For years the family took the machine on antique car tours and drove it in parades.

Speed-limit signs on the outskirts of towns cautioned motorists to slow to 35 mph.

“Heck, we had to speed up to go that fast,” Bill Eads recalled with a grin.

He took possession of the family prize in 1993 and devoted three years 1,000 hours to restoring it, replacing every broken, bent and worn part, which was most of them. He sprayed layer upon layer of black lacquer, 18 coats, until the body gleamed, as it does now, as lustrous as polished onyx.

For several years he ran his own business, selling Model T replacement parts.

Eads’ father died this year, but not before his son took Henrietta to Florida and gave the 87-year-old man one more ride in the heirloom that has been the source of so many warm and happy memories.

One doesn’t have to own a Model T, however, to appreciate it.

Spotting the enduring piece of history on the road, other motorists and passers-by invariably light up and honk or wave.

One belt. No oil pump.

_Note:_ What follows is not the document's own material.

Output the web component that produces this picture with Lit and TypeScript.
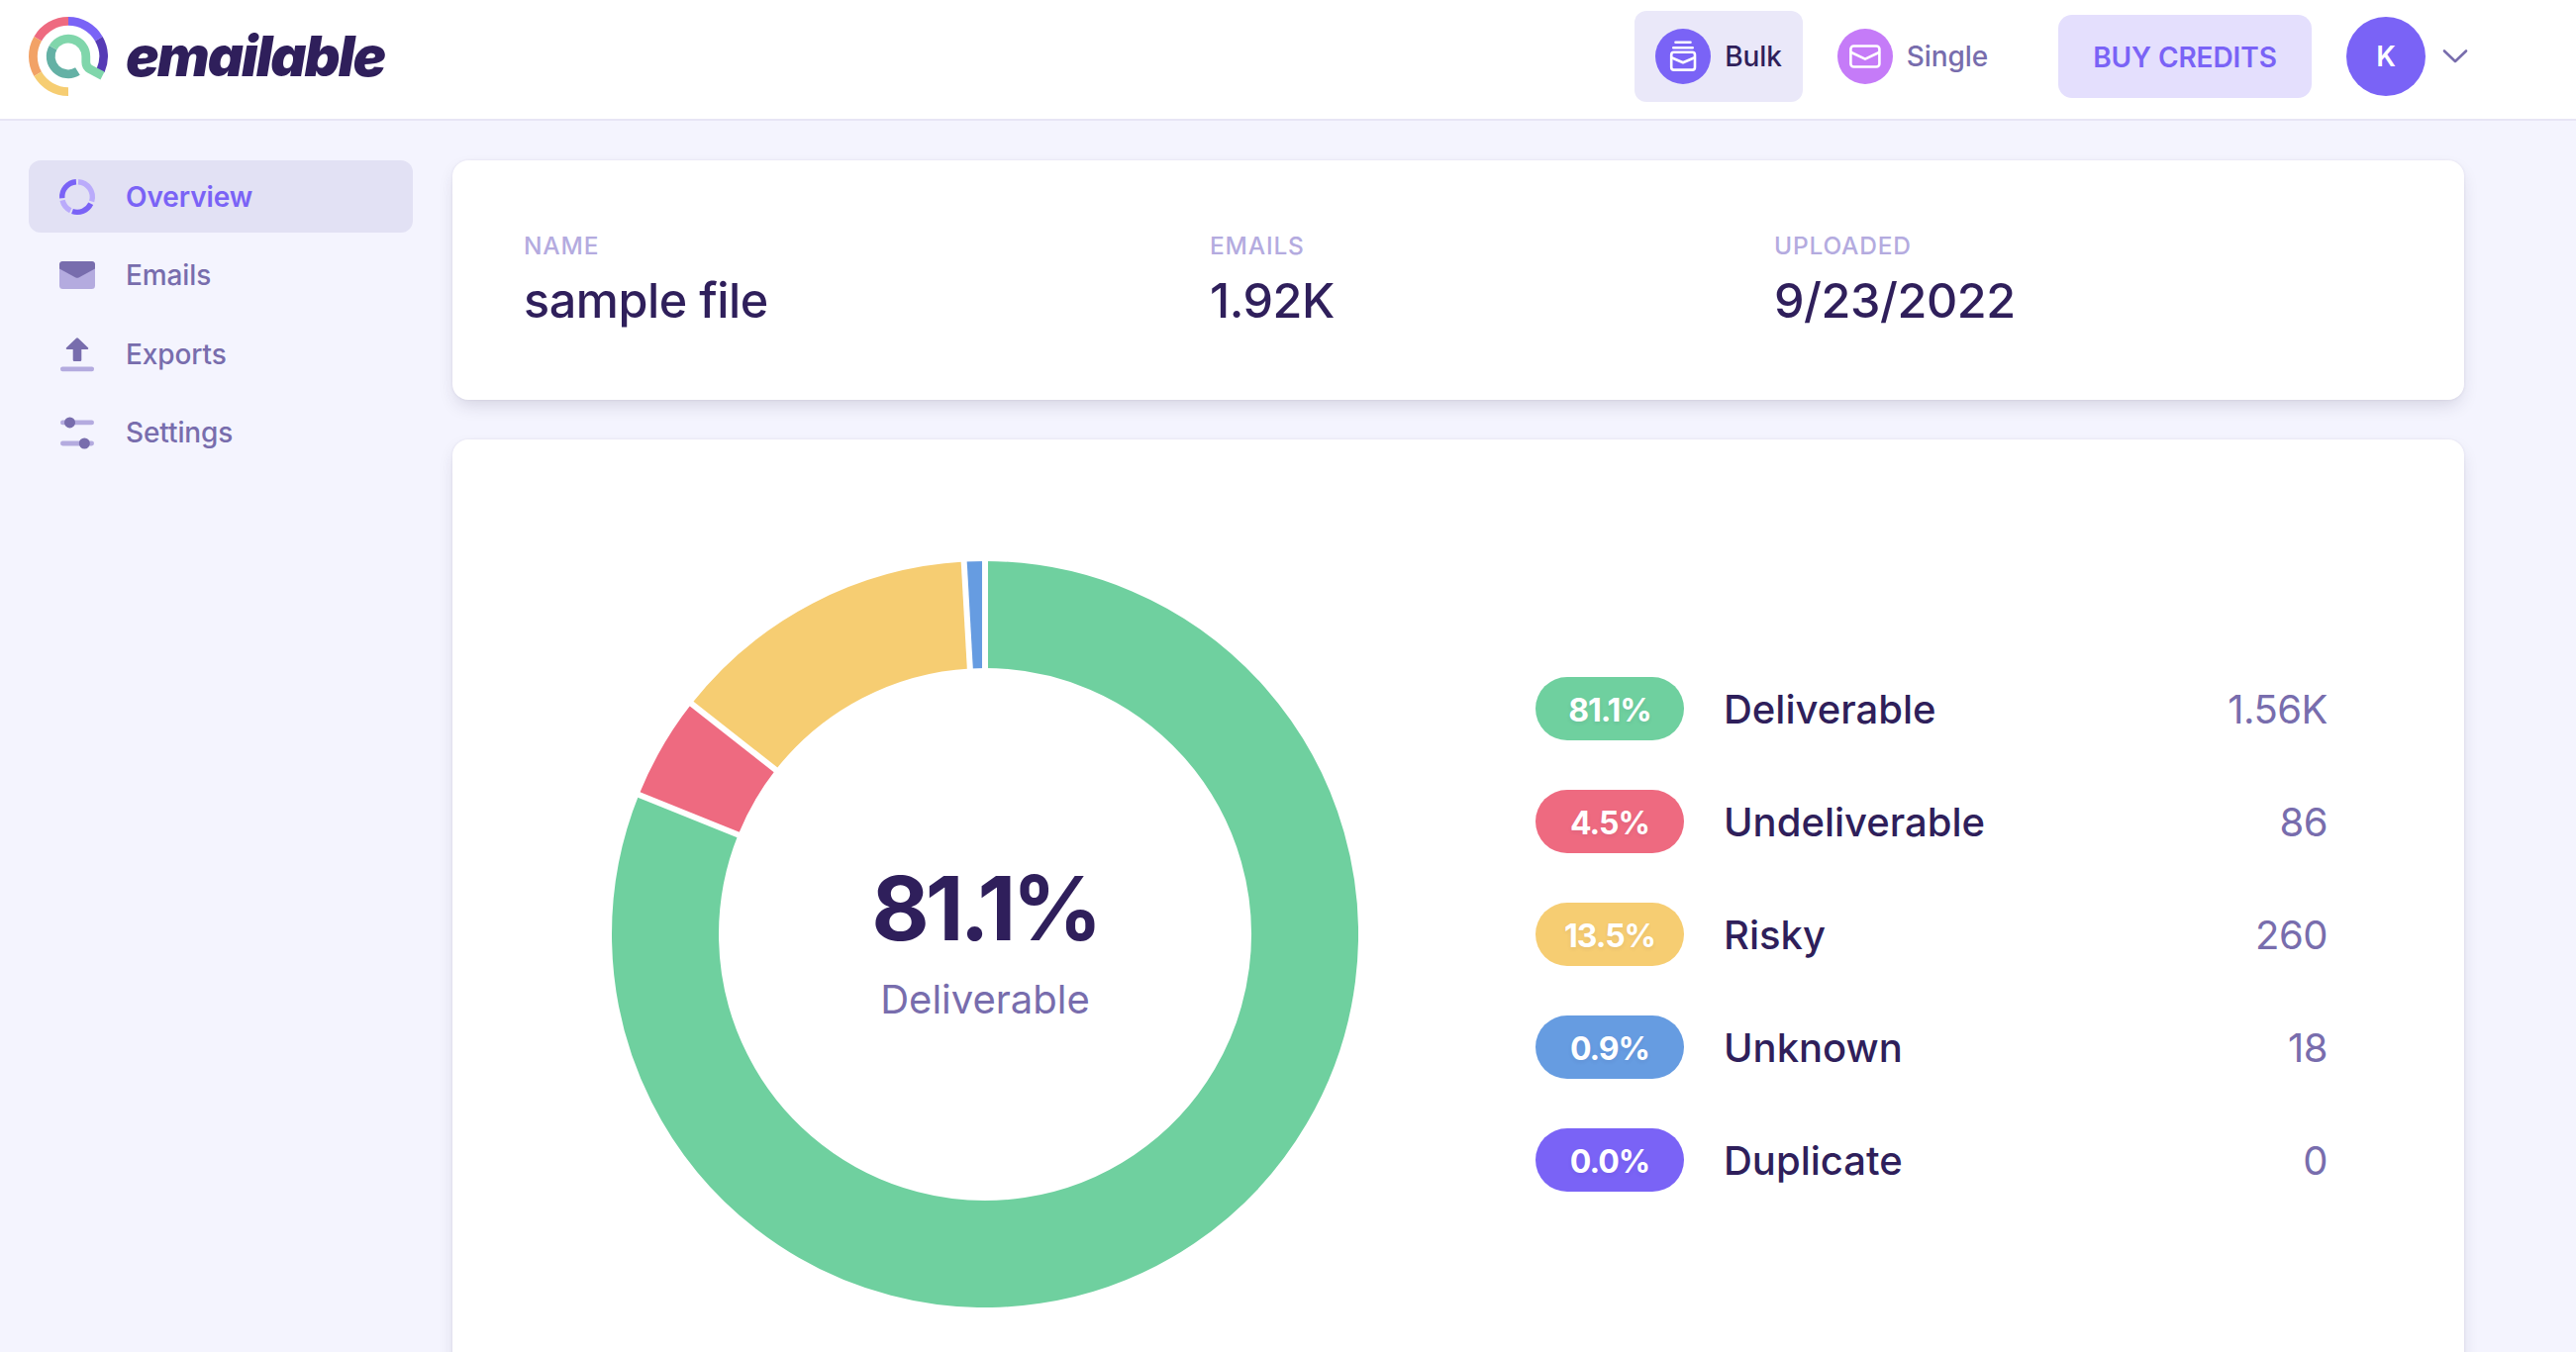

No catalytic converter or keyless entry system or dual-zone climate control.

It’s a simple machine.

But traveling 25 mph is still a joy ride.

An old love song said it best: The fundamental things apply…as time goes by.

This is a celebratory year for Model T enthusiasts.

One local hobbyist, Russ Grunewald, is president of the National Model T Ford Club of America, an organization with 8,000 members and several chapters and affiliated clubs in Texas.

Fort Worth has the Cowtown Ts. The Texas Touring T’s meet in Bryan. There are the Cen-Tex Tin Lizzies (San Marcos) and the Space City T’s (Tomball) and the Paso Del Norte Model T Ford Club in El Paso.

In July, Grunewald and friend Sam Paris, head of the local club, loaded their antique cars onto trailers and drove to Richmond, Ind., where Model T enthusiasts from the world over gathered to celebrate the car’s 100th birthday. The event drew 2,000 people and about 900 Model Ts.

The historical significance of the car is not lost on Grunewald and others who possess an encyclopedic knowledge about Henry Ford’s production of sturdy, reliable and low-cost transportation for the masses that ushered in a new industrial age.

The first Model T was built for sale on Oct. 1, 1908, and priced similarly to a Cadillac, about $850.

In years that followed, the moving assembly line increased production and lowered the vehicle’s cost.

By the 1920s, half of all cars in America were Model Ts.

From 1908-27, Ford built 15 million of them, the longest run of any single model automobile except the Volkswagen Beetle.

Grunewald’s 1926 T, like Eads’, is immaculate, perfectly maintained, a testimony to the owner’s pampering.

It features a hinged windshield to aid ventilation and a manually operated wiper on the driver’s side.

“Ever seen the gas gauge?” Grunewald asked a visitor.

He removed the gasoline cap.

On the 1926 and ’27 models it is mounted on the hood.

His Model T gets 15 to 20 miles per gallon, depending on driving speed and the wind.

The car’s original owner was a Methodist preacher in Fredericksburg.

The man’s estate sold it to someone in San Antonio, where it was fully restored. Grunewald, who drove a ’25 Model T runabout in high school during the 1940s, bought the car at a swap meet in 1983.

Grunewald eased onto a residential street.

“C’mon, Baby. You can make it,” he urged, as the 1,200-pound

Lizzie began to negotiate a hill.

Grunewald has a copy of a 23-page instruction book each Model T owner received.

The manual urges the motorist to break in the new car slowly:

Your Ford car will climb any climbable grade. Do not in your anxiety to prove it to everyone climb everything in sight.

A good rule is if you crave the fame, climb the steepest grade in your neighborhood once and let others take your word for it or the word of those who witnessed the performance.

As Grunewald puttered along he explained other standard features of the touring car.

The Model T, he said, came equipped with Armstrong power steering.

Armstrong steering?

Grunewald turned into his driveway.

“You can steer it,” he said, with a straight face, “if your arms are strong.”